Exercise: Give every line back verbatim, dropping all images.

..........

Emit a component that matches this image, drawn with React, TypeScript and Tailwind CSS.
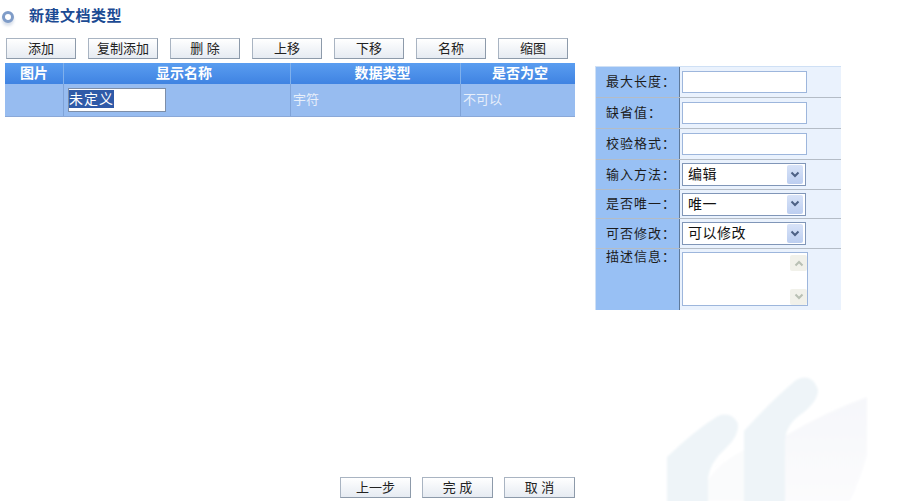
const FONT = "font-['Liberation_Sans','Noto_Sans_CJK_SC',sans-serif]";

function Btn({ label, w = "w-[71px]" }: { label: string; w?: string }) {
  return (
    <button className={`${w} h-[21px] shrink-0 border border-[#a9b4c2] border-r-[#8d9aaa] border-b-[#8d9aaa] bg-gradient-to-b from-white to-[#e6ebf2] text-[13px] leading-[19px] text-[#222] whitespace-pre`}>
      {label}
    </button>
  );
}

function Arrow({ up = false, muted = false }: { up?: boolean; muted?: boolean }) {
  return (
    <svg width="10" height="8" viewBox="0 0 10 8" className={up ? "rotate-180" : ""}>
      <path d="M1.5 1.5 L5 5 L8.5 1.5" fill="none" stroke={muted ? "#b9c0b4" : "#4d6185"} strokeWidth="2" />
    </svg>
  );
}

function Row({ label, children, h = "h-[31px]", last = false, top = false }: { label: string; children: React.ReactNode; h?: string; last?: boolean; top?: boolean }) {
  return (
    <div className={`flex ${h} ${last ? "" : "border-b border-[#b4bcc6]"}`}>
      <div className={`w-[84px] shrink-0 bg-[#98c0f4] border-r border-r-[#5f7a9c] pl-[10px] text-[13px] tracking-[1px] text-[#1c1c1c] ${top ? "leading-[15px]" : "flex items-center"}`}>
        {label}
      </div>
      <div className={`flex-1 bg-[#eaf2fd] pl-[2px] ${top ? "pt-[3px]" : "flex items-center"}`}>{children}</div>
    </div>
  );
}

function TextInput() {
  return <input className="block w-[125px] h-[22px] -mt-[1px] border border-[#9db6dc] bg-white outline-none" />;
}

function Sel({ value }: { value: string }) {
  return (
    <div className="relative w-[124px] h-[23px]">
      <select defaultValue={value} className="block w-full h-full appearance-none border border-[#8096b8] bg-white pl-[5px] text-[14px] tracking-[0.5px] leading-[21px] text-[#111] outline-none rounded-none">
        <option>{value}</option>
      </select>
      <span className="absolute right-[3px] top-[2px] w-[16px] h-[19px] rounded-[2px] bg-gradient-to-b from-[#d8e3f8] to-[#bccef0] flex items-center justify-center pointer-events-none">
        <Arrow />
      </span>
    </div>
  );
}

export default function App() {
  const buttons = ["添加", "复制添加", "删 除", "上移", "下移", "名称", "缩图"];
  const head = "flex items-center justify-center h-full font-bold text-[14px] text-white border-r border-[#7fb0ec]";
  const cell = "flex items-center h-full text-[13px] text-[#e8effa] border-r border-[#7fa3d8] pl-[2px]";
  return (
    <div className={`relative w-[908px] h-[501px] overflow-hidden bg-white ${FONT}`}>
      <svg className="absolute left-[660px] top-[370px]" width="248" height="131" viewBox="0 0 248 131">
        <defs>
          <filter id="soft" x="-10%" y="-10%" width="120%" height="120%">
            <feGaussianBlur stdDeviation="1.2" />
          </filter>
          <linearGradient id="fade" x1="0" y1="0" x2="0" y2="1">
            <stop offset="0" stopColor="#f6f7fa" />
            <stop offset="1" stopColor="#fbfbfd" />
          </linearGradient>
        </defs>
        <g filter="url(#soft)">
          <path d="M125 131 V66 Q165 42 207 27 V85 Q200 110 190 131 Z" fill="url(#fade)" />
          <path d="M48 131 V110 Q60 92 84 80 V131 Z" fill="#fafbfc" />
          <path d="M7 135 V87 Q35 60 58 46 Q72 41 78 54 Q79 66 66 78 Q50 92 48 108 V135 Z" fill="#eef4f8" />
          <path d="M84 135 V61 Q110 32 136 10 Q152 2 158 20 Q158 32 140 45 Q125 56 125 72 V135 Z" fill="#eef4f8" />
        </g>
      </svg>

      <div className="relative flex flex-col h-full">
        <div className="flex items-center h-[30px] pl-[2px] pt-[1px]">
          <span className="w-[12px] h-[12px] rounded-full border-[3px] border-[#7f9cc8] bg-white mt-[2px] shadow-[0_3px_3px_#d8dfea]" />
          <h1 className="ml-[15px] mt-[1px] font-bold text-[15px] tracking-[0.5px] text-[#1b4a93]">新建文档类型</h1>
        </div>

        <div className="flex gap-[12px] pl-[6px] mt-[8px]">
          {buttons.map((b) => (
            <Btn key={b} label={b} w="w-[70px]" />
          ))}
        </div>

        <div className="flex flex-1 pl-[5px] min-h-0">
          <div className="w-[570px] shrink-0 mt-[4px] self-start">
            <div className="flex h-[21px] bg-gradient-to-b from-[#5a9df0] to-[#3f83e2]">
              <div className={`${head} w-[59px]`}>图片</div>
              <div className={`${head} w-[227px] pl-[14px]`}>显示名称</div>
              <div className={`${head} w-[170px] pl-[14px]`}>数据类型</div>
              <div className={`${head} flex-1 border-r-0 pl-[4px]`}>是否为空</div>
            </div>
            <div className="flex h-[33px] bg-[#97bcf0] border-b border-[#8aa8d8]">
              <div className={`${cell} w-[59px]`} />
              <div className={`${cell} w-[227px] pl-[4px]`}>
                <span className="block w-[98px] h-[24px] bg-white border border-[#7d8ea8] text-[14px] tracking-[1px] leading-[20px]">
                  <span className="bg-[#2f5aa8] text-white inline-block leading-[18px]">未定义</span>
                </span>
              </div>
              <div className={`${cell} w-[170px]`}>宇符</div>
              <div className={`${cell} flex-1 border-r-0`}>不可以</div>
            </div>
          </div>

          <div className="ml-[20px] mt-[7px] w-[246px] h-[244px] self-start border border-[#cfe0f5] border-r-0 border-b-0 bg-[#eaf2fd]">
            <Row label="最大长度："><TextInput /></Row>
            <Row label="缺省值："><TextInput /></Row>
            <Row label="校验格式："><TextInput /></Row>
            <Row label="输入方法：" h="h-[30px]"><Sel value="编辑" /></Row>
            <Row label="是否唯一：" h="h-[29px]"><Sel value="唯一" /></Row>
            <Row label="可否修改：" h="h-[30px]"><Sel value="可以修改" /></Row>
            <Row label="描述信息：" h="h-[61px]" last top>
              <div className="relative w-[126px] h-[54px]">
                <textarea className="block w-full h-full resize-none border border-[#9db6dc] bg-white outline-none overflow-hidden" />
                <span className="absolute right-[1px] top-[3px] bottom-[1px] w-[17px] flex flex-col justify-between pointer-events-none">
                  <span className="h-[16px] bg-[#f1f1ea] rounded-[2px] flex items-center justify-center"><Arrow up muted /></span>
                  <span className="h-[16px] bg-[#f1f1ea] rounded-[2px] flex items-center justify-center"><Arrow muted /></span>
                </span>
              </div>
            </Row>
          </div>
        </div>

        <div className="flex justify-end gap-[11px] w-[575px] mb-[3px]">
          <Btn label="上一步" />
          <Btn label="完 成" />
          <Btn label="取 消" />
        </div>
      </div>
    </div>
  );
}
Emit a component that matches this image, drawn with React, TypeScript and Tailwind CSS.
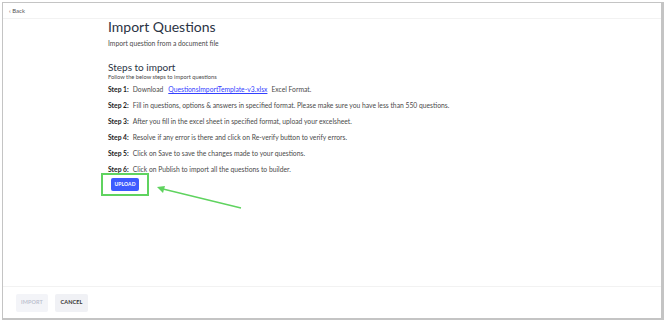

..........

Exercise answer:
Emit a component that matches this image, drawn with React, TypeScript and Tailwind CSS.
const FONT = "font-['Liberation_Sans','Noto_Sans_CJK_SC',sans-serif]";

function Btn({ label, w = "w-[71px]" }: { label: string; w?: string }) {
  return (
    <button className={`${w} h-[21px] shrink-0 border border-[#a9b4c2] border-r-[#8d9aaa] border-b-[#8d9aaa] bg-gradient-to-b from-white to-[#e6ebf2] text-[13px] leading-[19px] text-[#222] whitespace-pre`}>
      {label}
    </button>
  );
}

function Arrow({ up = false, muted = false }: { up?: boolean; muted?: boolean }) {
  return (
    <svg width="10" height="8" viewBox="0 0 10 8" className={up ? "rotate-180" : ""}>
      <path d="M1.5 1.5 L5 5 L8.5 1.5" fill="none" stroke={muted ? "#b9c0b4" : "#4d6185"} strokeWidth="2" />
    </svg>
  );
}

function Row({ label, children, h = "h-[31px]", last = false, top = false }: { label: string; children: React.ReactNode; h?: string; last?: boolean; top?: boolean }) {
  return (
    <div className={`flex ${h} ${last ? "" : "border-b border-[#b4bcc6]"}`}>
      <div className={`w-[84px] shrink-0 bg-[#98c0f4] border-r border-r-[#5f7a9c] pl-[10px] text-[13px] tracking-[1px] text-[#1c1c1c] ${top ? "leading-[15px]" : "flex items-center"}`}>
        {label}
      </div>
      <div className={`flex-1 bg-[#eaf2fd] pl-[2px] ${top ? "pt-[3px]" : "flex items-center"}`}>{children}</div>
    </div>
  );
}

function TextInput() {
  return <input className="block w-[125px] h-[22px] -mt-[1px] border border-[#9db6dc] bg-white outline-none" />;
}

function Sel({ value }: { value: string }) {
  return (
    <div className="relative w-[124px] h-[23px]">
      <select defaultValue={value} className="block w-full h-full appearance-none border border-[#8096b8] bg-white pl-[5px] text-[14px] tracking-[0.5px] leading-[21px] text-[#111] outline-none rounded-none">
        <option>{value}</option>
      </select>
      <span className="absolute right-[3px] top-[2px] w-[16px] h-[19px] rounded-[2px] bg-gradient-to-b from-[#d8e3f8] to-[#bccef0] flex items-center justify-center pointer-events-none">
        <Arrow />
      </span>
    </div>
  );
}

export default function App() {
  const buttons = ["添加", "复制添加", "删 除", "上移", "下移", "名称", "缩图"];
  const head = "flex items-center justify-center h-full font-bold text-[14px] text-white border-r border-[#7fb0ec]";
  const cell = "flex items-center h-full text-[13px] text-[#e8effa] border-r border-[#7fa3d8] pl-[2px]";
  return (
    <div className={`relative w-[908px] h-[501px] overflow-hidden bg-white ${FONT}`}>
      <svg className="absolute left-[660px] top-[370px]" width="248" height="131" viewBox="0 0 248 131">
        <defs>
          <filter id="soft" x="-10%" y="-10%" width="120%" height="120%">
            <feGaussianBlur stdDeviation="1.2" />
          </filter>
          <linearGradient id="fade" x1="0" y1="0" x2="0" y2="1">
            <stop offset="0" stopColor="#f6f7fa" />
            <stop offset="1" stopColor="#fbfbfd" />
          </linearGradient>
        </defs>
        <g filter="url(#soft)">
          <path d="M125 131 V66 Q165 42 207 27 V85 Q200 110 190 131 Z" fill="url(#fade)" />
          <path d="M48 131 V110 Q60 92 84 80 V131 Z" fill="#fafbfc" />
          <path d="M7 135 V87 Q35 60 58 46 Q72 41 78 54 Q79 66 66 78 Q50 92 48 108 V135 Z" fill="#eef4f8" />
          <path d="M84 135 V61 Q110 32 136 10 Q152 2 158 20 Q158 32 140 45 Q125 56 125 72 V135 Z" fill="#eef4f8" />
        </g>
      </svg>

      <div className="relative flex flex-col h-full">
        <div className="flex items-center h-[30px] pl-[2px] pt-[1px]">
          <span className="w-[12px] h-[12px] rounded-full border-[3px] border-[#7f9cc8] bg-white mt-[2px] shadow-[0_3px_3px_#d8dfea]" />
          <h1 className="ml-[15px] mt-[1px] font-bold text-[15px] tracking-[0.5px] text-[#1b4a93]">新建文档类型</h1>
        </div>

        <div className="flex gap-[12px] pl-[6px] mt-[8px]">
          {buttons.map((b) => (
            <Btn key={b} label={b} w="w-[70px]" />
          ))}
        </div>

        <div className="flex flex-1 pl-[5px] min-h-0">
          <div className="w-[570px] shrink-0 mt-[4px] self-start">
            <div className="flex h-[21px] bg-gradient-to-b from-[#5a9df0] to-[#3f83e2]">
              <div className={`${head} w-[59px]`}>图片</div>
              <div className={`${head} w-[227px] pl-[14px]`}>显示名称</div>
              <div className={`${head} w-[170px] pl-[14px]`}>数据类型</div>
              <div className={`${head} flex-1 border-r-0 pl-[4px]`}>是否为空</div>
            </div>
            <div className="flex h-[33px] bg-[#97bcf0] border-b border-[#8aa8d8]">
              <div className={`${cell} w-[59px]`} />
              <div className={`${cell} w-[227px] pl-[4px]`}>
                <span className="block w-[98px] h-[24px] bg-white border border-[#7d8ea8] text-[14px] tracking-[1px] leading-[20px]">
                  <span className="bg-[#2f5aa8] text-white inline-block leading-[18px]">未定义</span>
                </span>
              </div>
              <div className={`${cell} w-[170px]`}>宇符</div>
              <div className={`${cell} flex-1 border-r-0`}>不可以</div>
            </div>
          </div>

          <div className="ml-[20px] mt-[7px] w-[246px] h-[244px] self-start border border-[#cfe0f5] border-r-0 border-b-0 bg-[#eaf2fd]">
            <Row label="最大长度："><TextInput /></Row>
            <Row label="缺省值："><TextInput /></Row>
            <Row label="校验格式："><TextInput /></Row>
            <Row label="输入方法：" h="h-[30px]"><Sel value="编辑" /></Row>
            <Row label="是否唯一：" h="h-[29px]"><Sel value="唯一" /></Row>
            <Row label="可否修改：" h="h-[30px]"><Sel value="可以修改" /></Row>
            <Row label="描述信息：" h="h-[61px]" last top>
              <div className="relative w-[126px] h-[54px]">
                <textarea className="block w-full h-full resize-none border border-[#9db6dc] bg-white outline-none overflow-hidden" />
                <span className="absolute right-[1px] top-[3px] bottom-[1px] w-[17px] flex flex-col justify-between pointer-events-none">
                  <span className="h-[16px] bg-[#f1f1ea] rounded-[2px] flex items-center justify-center"><Arrow up muted /></span>
                  <span className="h-[16px] bg-[#f1f1ea] rounded-[2px] flex items-center justify-center"><Arrow muted /></span>
                </span>
              </div>
            </Row>
          </div>
        </div>

        <div className="flex justify-end gap-[11px] w-[575px] mb-[3px]">
          <Btn label="上一步" />
          <Btn label="完 成" />
          <Btn label="取 消" />
        </div>
      </div>
    </div>
  );
}
Emit a component that matches this image, drawn with React, TypeScript and Tailwind CSS.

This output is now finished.